From: tshad on
I was looking at an article by Plamen Ratchev (which I had printed a while
ago but can't find it online anymore) where he states that the first thing a
query does if there are 2 tables involved is create a Cartesian Product
(cross Join) between each table. Then the ON filter is applied.

If Table A has 20,000,000 rows and Table B has 30,000,000 rows - the system
would read all the rows and put all the combinations together to get
600,000,000,000,000 rows? Then apply the ON filter???

Where would it put the data it just read?

Does it read all this into a temporary table in memory?

Then when it applies the ON predicate, does it them move the rows that match
to another temporary table?

And if an outer join, move the other rows to the 2nd temporary table?

Thanks,

Tom


From: Erland Sommarskog on
tshad (tfs(a)dslextreme.com) writes:
> I was looking at an article by Plamen Ratchev (which I had printed a
> while ago but can't find it online anymore) where he states that the
> first thing a query does if there are 2 tables involved is create a
> Cartesian Product (cross Join) between each table. Then the ON filter is
> applied.
>
> If Table A has 20,000,000 rows and Table B has 30,000,000 rows - the
> system would read all the rows and put all the combinations together to
> get 600,000,000,000,000 rows? Then apply the ON filter???

That is what would happen if there wasn't an optimizer.

Keep in mind that SQL is a *declarative* language. You tell what want. The
DBMS figures out how to perform the operation in the most efficient manner.
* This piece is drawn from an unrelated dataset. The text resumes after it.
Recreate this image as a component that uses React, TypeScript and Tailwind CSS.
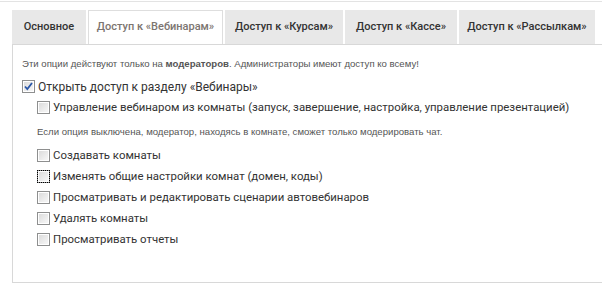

But in order to get you what you want, you need to understand the rules
the computer works according to, and those are the rules than Plamen
describes.

The optimizer is free to recast the computation order as long as the result
is guaranteed to be the same.


--
Erland Sommarskog, SQL Server MVP, esquel(a)sommarskog.se

Books Online for SQL Server 2005 at
http://www.microsoft.com/technet/prodtechnol/sql/2005/downloads/books.mspx
Books Online for SQL Server 2000 at
http://www.microsoft.com/sql/prodinfo/previousversions/books.mspx
From: tshad on

"Erland Sommarskog" <esquel(a)sommarskog.se> wrote in message
news:Xns9DD1637D0EA91Yazorman(a)127.0.0.1...
> tshad (tfs(a)dslextreme.com) writes:
>> I was looking at an article by Plamen Ratchev (which I had printed a
>> while ago but can't find it online anymore) where he states that the
>> first thing a query does if there are 2 tables involved is create a
>> Cartesian Product (cross Join) between each table. Then the ON filter is
>> applied.
>>
>> If Table A has 20,000,000 rows and Table B has 30,000,000 rows - the
>> system would read all the rows and put all the combinations together to
>> get 600,000,000,000,000 rows? Then apply the ON filter???
>
> That is what would happen if there wasn't an optimizer.
>
Why?

Why wouldn't it just read both tables and take the rows that match the ON
filter?

> Keep in mind that SQL is a *declarative* language. You tell what want. The
> DBMS figures out how to perform the operation in the most efficient
> manner.
>
> But in order to get you what you want, you need to understand the rules
> the computer works according to, and those are the rules than Plamen
> describes.
>
> The optimizer is free to recast the computation order as long as the
> result
> is guaranteed to be the same.
>

I agree that that is what happens which is why it is confusing when thinking
about how joins work. I have always been told that you do the joins left to
right and that each join becomes the left condition of the next join.

For example,

Select *
From tableA a
join tableB b on a.id = b.id
join tablec c on b.id = c.id
join tabled d on c.id = d.id
where something.

In this case, a is joined with b, b is joined with the result of a and b, d
is joined with the results of a and b and c.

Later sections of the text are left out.